■ DO THIS ■
Output all the data exactly. Pictures do not belong in the copy.

[Collected data entries]
++++++++++

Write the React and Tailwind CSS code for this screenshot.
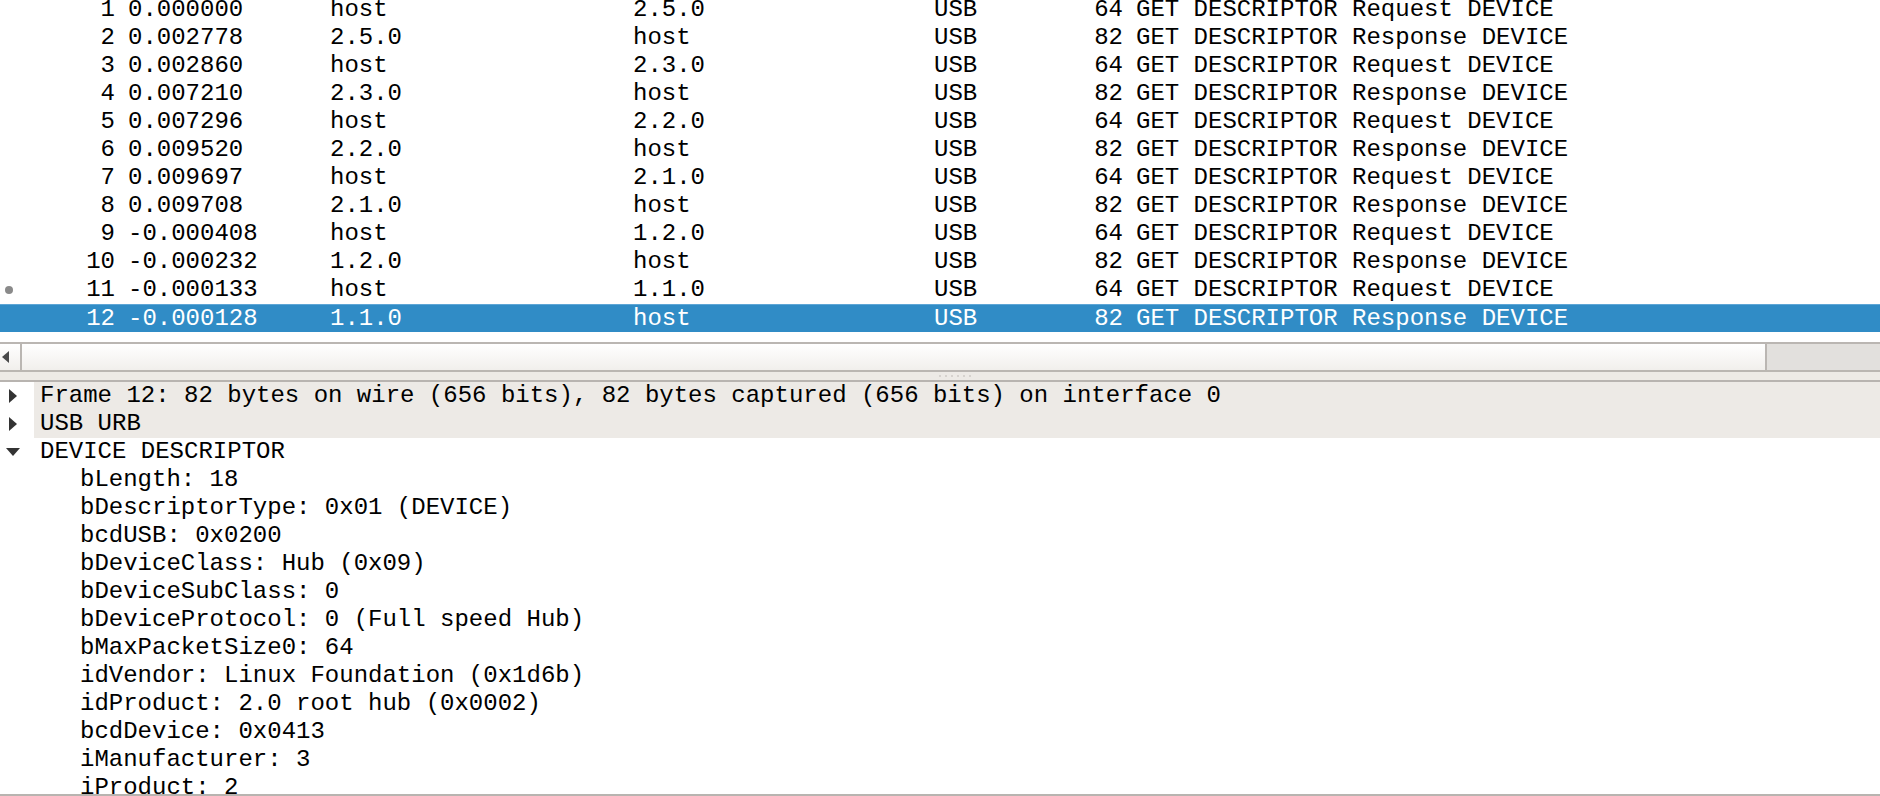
import React from 'react';

const packets = [
  [1, '0.000000', 'host', '2.5.0', 64, 'Request'],
  [2, '0.002778', '2.5.0', 'host', 82, 'Response'],
  [3, '0.002860', 'host', '2.3.0', 64, 'Request'],
  [4, '0.007210', '2.3.0', 'host', 82, 'Response'],
  [5, '0.007296', 'host', '2.2.0', 64, 'Request'],
  [6, '0.009520', '2.2.0', 'host', 82, 'Response'],
  [7, '0.009697', 'host', '2.1.0', 64, 'Request'],
  [8, '0.009708', '2.1.0', 'host', 82, 'Response'],
  [9, '-0.000408', 'host', '1.2.0', 64, 'Request'],
  [10, '-0.000232', '1.2.0', 'host', 82, 'Response'],
  [11, '-0.000133', 'host', '1.1.0', 64, 'Request'],
  [12, '-0.000128', '1.1.0', 'host', 82, 'Response'],
];

const fields = [
  'bLength: 18',
  'bDescriptorType: 0x01 (DEVICE)',
  'bcdUSB: 0x0200',
  'bDeviceClass: Hub (0x09)',
  'bDeviceSubClass: 0',
  'bDeviceProtocol: 0 (Full speed Hub)',
  'bMaxPacketSize0: 64',
  'idVendor: Linux Foundation (0x1d6b)',
  'idProduct: 2.0 root hub (0x0002)',
  'bcdDevice: 0x0413',
  'iManufacturer: 3',
  'iProduct: 2',
];

function PacketRow({ p, selected, related }) {
  const [no, time, src, dst, len, kind] = p;
  return (
    <div
      className={
        'grid grid-cols-[128px_202px_303px_301px_130px_72px_1fr] h-[28px] items-center whitespace-pre ' +
        (selected ? 'bg-[#308cc6] text-white border-t border-[#5ea6d6]' : 'text-black')
      }
    >
      <div className="flex items-center justify-between pl-[5px] pr-[13px]">
        {related ? <span className="w-[8px] h-[8px] rounded-full bg-[#8a8a8a]" /> : <span />}
        <span>{no}</span>
      </div>
      <div>{time}</div>
      <div>{src}</div>
      <div>{dst}</div>
      <div>USB</div>
      <div className="text-right pr-[13px]">{len}</div>
      <div>GET DESCRIPTOR {kind} DEVICE</div>
    </div>
  );
}

function Arrow({ open }) {
  return open ? (
    <svg width="14" height="8" viewBox="0 0 14 8" className="ml-[6px]">
      <path d="M0 0 L14 0 L7 8 Z" fill="#333" />
    </svg>
  ) : (
    <svg width="8" height="14" viewBox="0 0 8 14" className="ml-[9px]">
      <path d="M0 0 L8 7 L0 14 Z" fill="#333" />
    </svg>
  );
}

function TreeTop({ label, open, shaded }) {
  return (
    <div className="flex h-[28px] items-stretch">
      <div className="w-[34px] flex items-center bg-white">
        <Arrow open={open} />
      </div>
      <div className={'flex-1 flex items-center pl-[6px] whitespace-pre ' + (shaded ? 'bg-[#edeae6]' : '')}>
        {label}
      </div>
    </div>
  );
}

export default function App() {
  return (
    <div className="h-[796px] w-[1880px] overflow-hidden flex flex-col bg-white font-['Liberation_Mono',monospace] text-[24px] leading-[28px] text-black">
      {/* packet list */}
      <div className="h-[342px] overflow-hidden shrink-0">
        <div className="mt-[-4px]">
          {packets.map((p) => (
            <PacketRow key={p[0]} p={p} selected={p[0] === 12} related={p[0] === 11} />
          ))}
        </div>
      </div>

      {/* horizontal scrollbar */}
      <div className="h-[30px] shrink-0 flex border-y-2 border-[#bab6b2] bg-[#e2e0dd]">
        <div className="w-[22px] flex items-center border-r-2 border-[#bab6b2] bg-gradient-to-b from-white to-[#f1efec]">
          <svg width="7" height="12" viewBox="0 0 7 12" className="ml-[2px]">
            <path d="M7 0 L0 6 L7 12 Z" fill="#4a4a4a" />
          </svg>
        </div>
        <div className="w-[1745px] border-r-2 border-[#bab6b2] bg-gradient-to-b from-white to-[#f1efec]" />
        <div className="flex-1" />
      </div>

      {/* splitter */}
      <div className="h-[10px] shrink-0 bg-[#edeae6] border-b-2 border-[#b8b4b0] flex items-start justify-center pt-[3px]">
        <div className="flex gap-[4px] ml-[30px]">
          {[0, 1, 2, 3, 4, 5].map((i) => (
            <span key={i} className="w-[2px] h-[2px] bg-[#d6d2ce]" />
          ))}
        </div>
      </div>

      {/* packet details */}
      <div className="flex-1 overflow-hidden">
        <TreeTop
          label="Frame 12: 82 bytes on wire (656 bits), 82 bytes captured (656 bits) on interface 0"
          shaded
        />
        <TreeTop label="USB URB" shaded />
        <TreeTop label="DEVICE DESCRIPTOR" open />
        {fields.map((f) => (
          <div key={f} className="h-[28px] flex items-center pl-[80px] whitespace-pre">
            {f}
          </div>
        ))}
      </div>
      <div className="h-[2px] shrink-0 bg-[#b8b4b0]" />
    </div>
  );
}
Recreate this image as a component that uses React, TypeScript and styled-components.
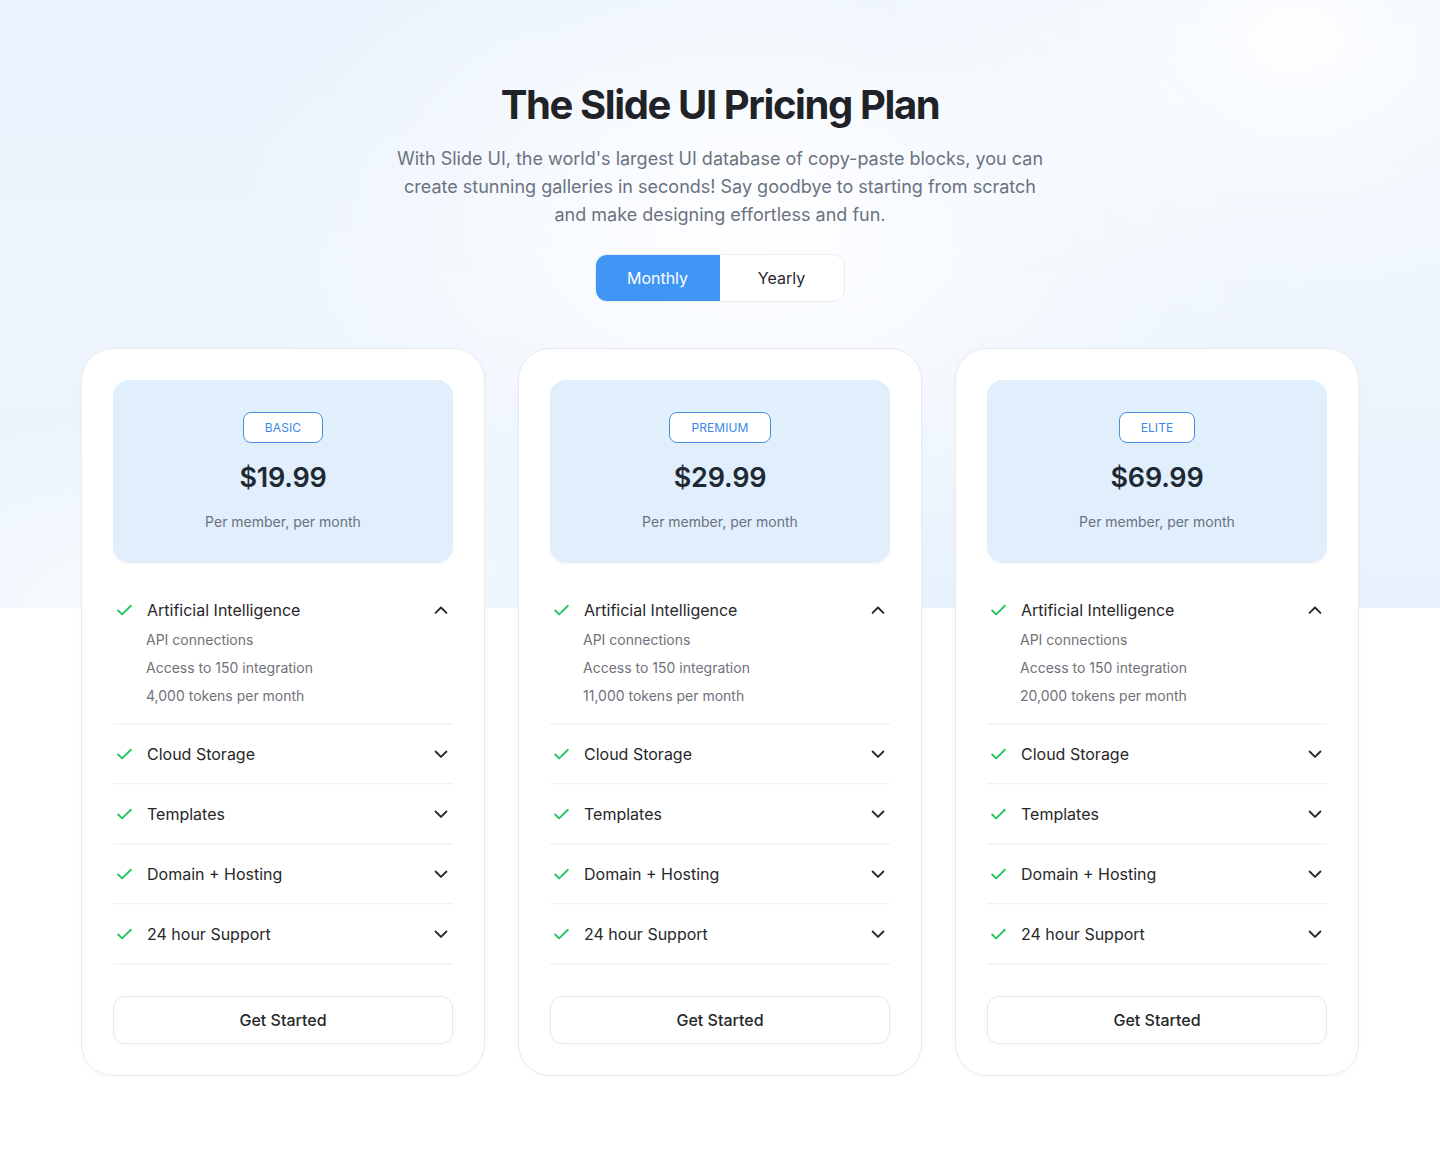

++++++++++

■ RESPONSE TO THE EXERCISE ■
Write the React and Tailwind CSS code for this screenshot.
import React from 'react';

const packets = [
  [1, '0.000000', 'host', '2.5.0', 64, 'Request'],
  [2, '0.002778', '2.5.0', 'host', 82, 'Response'],
  [3, '0.002860', 'host', '2.3.0', 64, 'Request'],
  [4, '0.007210', '2.3.0', 'host', 82, 'Response'],
  [5, '0.007296', 'host', '2.2.0', 64, 'Request'],
  [6, '0.009520', '2.2.0', 'host', 82, 'Response'],
  [7, '0.009697', 'host', '2.1.0', 64, 'Request'],
  [8, '0.009708', '2.1.0', 'host', 82, 'Response'],
  [9, '-0.000408', 'host', '1.2.0', 64, 'Request'],
  [10, '-0.000232', '1.2.0', 'host', 82, 'Response'],
  [11, '-0.000133', 'host', '1.1.0', 64, 'Request'],
  [12, '-0.000128', '1.1.0', 'host', 82, 'Response'],
];

const fields = [
  'bLength: 18',
  'bDescriptorType: 0x01 (DEVICE)',
  'bcdUSB: 0x0200',
  'bDeviceClass: Hub (0x09)',
  'bDeviceSubClass: 0',
  'bDeviceProtocol: 0 (Full speed Hub)',
  'bMaxPacketSize0: 64',
  'idVendor: Linux Foundation (0x1d6b)',
  'idProduct: 2.0 root hub (0x0002)',
  'bcdDevice: 0x0413',
  'iManufacturer: 3',
  'iProduct: 2',
];

function PacketRow({ p, selected, related }) {
  const [no, time, src, dst, len, kind] = p;
  return (
    <div
      className={
        'grid grid-cols-[128px_202px_303px_301px_130px_72px_1fr] h-[28px] items-center whitespace-pre ' +
        (selected ? 'bg-[#308cc6] text-white border-t border-[#5ea6d6]' : 'text-black')
      }
    >
      <div className="flex items-center justify-between pl-[5px] pr-[13px]">
        {related ? <span className="w-[8px] h-[8px] rounded-full bg-[#8a8a8a]" /> : <span />}
        <span>{no}</span>
      </div>
      <div>{time}</div>
      <div>{src}</div>
      <div>{dst}</div>
      <div>USB</div>
      <div className="text-right pr-[13px]">{len}</div>
      <div>GET DESCRIPTOR {kind} DEVICE</div>
    </div>
  );
}

function Arrow({ open }) {
  return open ? (
    <svg width="14" height="8" viewBox="0 0 14 8" className="ml-[6px]">
      <path d="M0 0 L14 0 L7 8 Z" fill="#333" />
    </svg>
  ) : (
    <svg width="8" height="14" viewBox="0 0 8 14" className="ml-[9px]">
      <path d="M0 0 L8 7 L0 14 Z" fill="#333" />
    </svg>
  );
}

function TreeTop({ label, open, shaded }) {
  return (
    <div className="flex h-[28px] items-stretch">
      <div className="w-[34px] flex items-center bg-white">
        <Arrow open={open} />
      </div>
      <div className={'flex-1 flex items-center pl-[6px] whitespace-pre ' + (shaded ? 'bg-[#edeae6]' : '')}>
        {label}
      </div>
    </div>
  );
}

export default function App() {
  return (
    <div className="h-[796px] w-[1880px] overflow-hidden flex flex-col bg-white font-['Liberation_Mono',monospace] text-[24px] leading-[28px] text-black">
      {/* packet list */}
      <div className="h-[342px] overflow-hidden shrink-0">
        <div className="mt-[-4px]">
          {packets.map((p) => (
            <PacketRow key={p[0]} p={p} selected={p[0] === 12} related={p[0] === 11} />
          ))}
        </div>
      </div>

      {/* horizontal scrollbar */}
      <div className="h-[30px] shrink-0 flex border-y-2 border-[#bab6b2] bg-[#e2e0dd]">
        <div className="w-[22px] flex items-center border-r-2 border-[#bab6b2] bg-gradient-to-b from-white to-[#f1efec]">
          <svg width="7" height="12" viewBox="0 0 7 12" className="ml-[2px]">
            <path d="M7 0 L0 6 L7 12 Z" fill="#4a4a4a" />
          </svg>
        </div>
        <div className="w-[1745px] border-r-2 border-[#bab6b2] bg-gradient-to-b from-white to-[#f1efec]" />
        <div className="flex-1" />
      </div>

      {/* splitter */}
      <div className="h-[10px] shrink-0 bg-[#edeae6] border-b-2 border-[#b8b4b0] flex items-start justify-center pt-[3px]">
        <div className="flex gap-[4px] ml-[30px]">
          {[0, 1, 2, 3, 4, 5].map((i) => (
            <span key={i} className="w-[2px] h-[2px] bg-[#d6d2ce]" />
          ))}
        </div>
      </div>

      {/* packet details */}
      <div className="flex-1 overflow-hidden">
        <TreeTop
          label="Frame 12: 82 bytes on wire (656 bits), 82 bytes captured (656 bits) on interface 0"
          shaded
        />
        <TreeTop label="USB URB" shaded />
        <TreeTop label="DEVICE DESCRIPTOR" open />
        {fields.map((f) => (
          <div key={f} className="h-[28px] flex items-center pl-[80px] whitespace-pre">
            {f}
          </div>
        ))}
      </div>
      <div className="h-[2px] shrink-0 bg-[#b8b4b0]" />
    </div>
  );
}
Recreate this image as a component that uses React, TypeScript and styled-components.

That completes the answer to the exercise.